Homework 4

Fundamentals of Data Science

Author

Jeremy Teitelbaum

Homework 4

Please submit your solution to this problem on Husky CT by Monday, October 30th at 8:00 AM.

This zip file contains the first few chapters of “The Hitchiker’s Guide to the Galaxy” by Douglas Adams in text format in a file called hhg.txt.

  1. What shell command will tell you if the word “adorable” occurs in this file? (does it?)
  2. What shell command will tell you how many lines are in the file? (how many are there?)
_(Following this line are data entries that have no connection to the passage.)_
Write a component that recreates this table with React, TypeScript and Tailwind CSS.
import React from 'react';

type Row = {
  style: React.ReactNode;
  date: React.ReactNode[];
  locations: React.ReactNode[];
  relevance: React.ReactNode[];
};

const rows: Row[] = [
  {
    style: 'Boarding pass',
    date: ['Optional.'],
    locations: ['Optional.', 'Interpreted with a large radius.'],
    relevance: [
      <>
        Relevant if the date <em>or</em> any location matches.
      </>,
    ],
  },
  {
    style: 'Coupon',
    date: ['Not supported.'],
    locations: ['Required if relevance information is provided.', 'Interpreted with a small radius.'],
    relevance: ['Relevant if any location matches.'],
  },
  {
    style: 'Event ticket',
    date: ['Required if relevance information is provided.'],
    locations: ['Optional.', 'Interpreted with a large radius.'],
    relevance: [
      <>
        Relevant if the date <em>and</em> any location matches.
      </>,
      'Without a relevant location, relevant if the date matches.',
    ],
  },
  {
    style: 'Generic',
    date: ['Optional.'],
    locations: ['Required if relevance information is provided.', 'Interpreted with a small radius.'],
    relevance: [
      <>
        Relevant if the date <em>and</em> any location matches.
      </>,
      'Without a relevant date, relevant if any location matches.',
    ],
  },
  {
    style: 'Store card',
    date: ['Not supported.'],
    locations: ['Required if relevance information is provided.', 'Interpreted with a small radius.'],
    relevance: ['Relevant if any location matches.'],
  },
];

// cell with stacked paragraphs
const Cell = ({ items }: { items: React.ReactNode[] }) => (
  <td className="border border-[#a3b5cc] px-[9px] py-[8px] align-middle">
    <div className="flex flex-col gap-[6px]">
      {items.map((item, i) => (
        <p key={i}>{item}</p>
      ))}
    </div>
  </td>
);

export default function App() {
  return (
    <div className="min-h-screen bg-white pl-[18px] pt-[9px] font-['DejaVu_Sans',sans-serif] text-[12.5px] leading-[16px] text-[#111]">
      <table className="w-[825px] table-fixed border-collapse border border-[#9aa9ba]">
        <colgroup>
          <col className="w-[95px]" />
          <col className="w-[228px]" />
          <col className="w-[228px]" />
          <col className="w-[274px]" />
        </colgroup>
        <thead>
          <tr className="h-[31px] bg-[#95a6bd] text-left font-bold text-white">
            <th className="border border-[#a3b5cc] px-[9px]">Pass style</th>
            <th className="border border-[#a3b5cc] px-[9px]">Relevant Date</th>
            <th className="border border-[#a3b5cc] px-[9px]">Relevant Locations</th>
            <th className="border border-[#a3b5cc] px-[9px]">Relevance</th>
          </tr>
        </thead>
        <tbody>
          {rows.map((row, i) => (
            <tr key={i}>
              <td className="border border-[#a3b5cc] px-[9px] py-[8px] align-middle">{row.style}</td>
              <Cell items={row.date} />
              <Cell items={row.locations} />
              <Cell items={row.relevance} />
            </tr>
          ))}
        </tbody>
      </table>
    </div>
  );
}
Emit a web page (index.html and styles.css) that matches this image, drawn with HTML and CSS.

Next, using whatever tools you prefer, create 26 text files called hhgX.txt where X runs from A to Z. Each file should contain all of the words from hhg.txt that begin with the corresponding letter, one word per line, in alphabetical order, in lower case. Each word should occur only once in hhgX.txt regardless of how many times it occurs in the original text.

Next, answer the following questions:

  1. What shell command would combine all of the hhgX.txt files into a single file called hhgwords.txt?

  2. What shell commands would carry out the following:

    • create a directory called orig
    • move the original files hhg.zip and hhg.txt into this directory.

Create a file that contains your answers to a,b,c,d called shell_answers.sh. This file should contain only four lines.

Create a single zip file called hhg-exploded.zip which, when uncompressed, yields:

  • a directory called first_last where first and last are your first and last names. Inside that directory, there should be:

  • a file report.txt that explains your method for creating the hhgX.txt files (briefly)

  • the file shell_answers.sh

  • a subdirectory whose name is hhg-exploded, and whose contents are the 26 files described above.

  • a subdirectory called bkup which contains the original text file hhg.txt as well as the original zip file hhg.zip.

To illustrate (although I’ve only put the ABC files in hhg-exploded) your zip file should unpack to this:

jeremy_teitelbaum
├── bkup
│   ├── hhg.txt
│   └── hhg.zip
├── hhg-exploded
│   ├── hhgA.txt
│   ├── hhgB.txt
│   ├── hhgC.txt
│   
├── report.txt
└── shell_answers.sh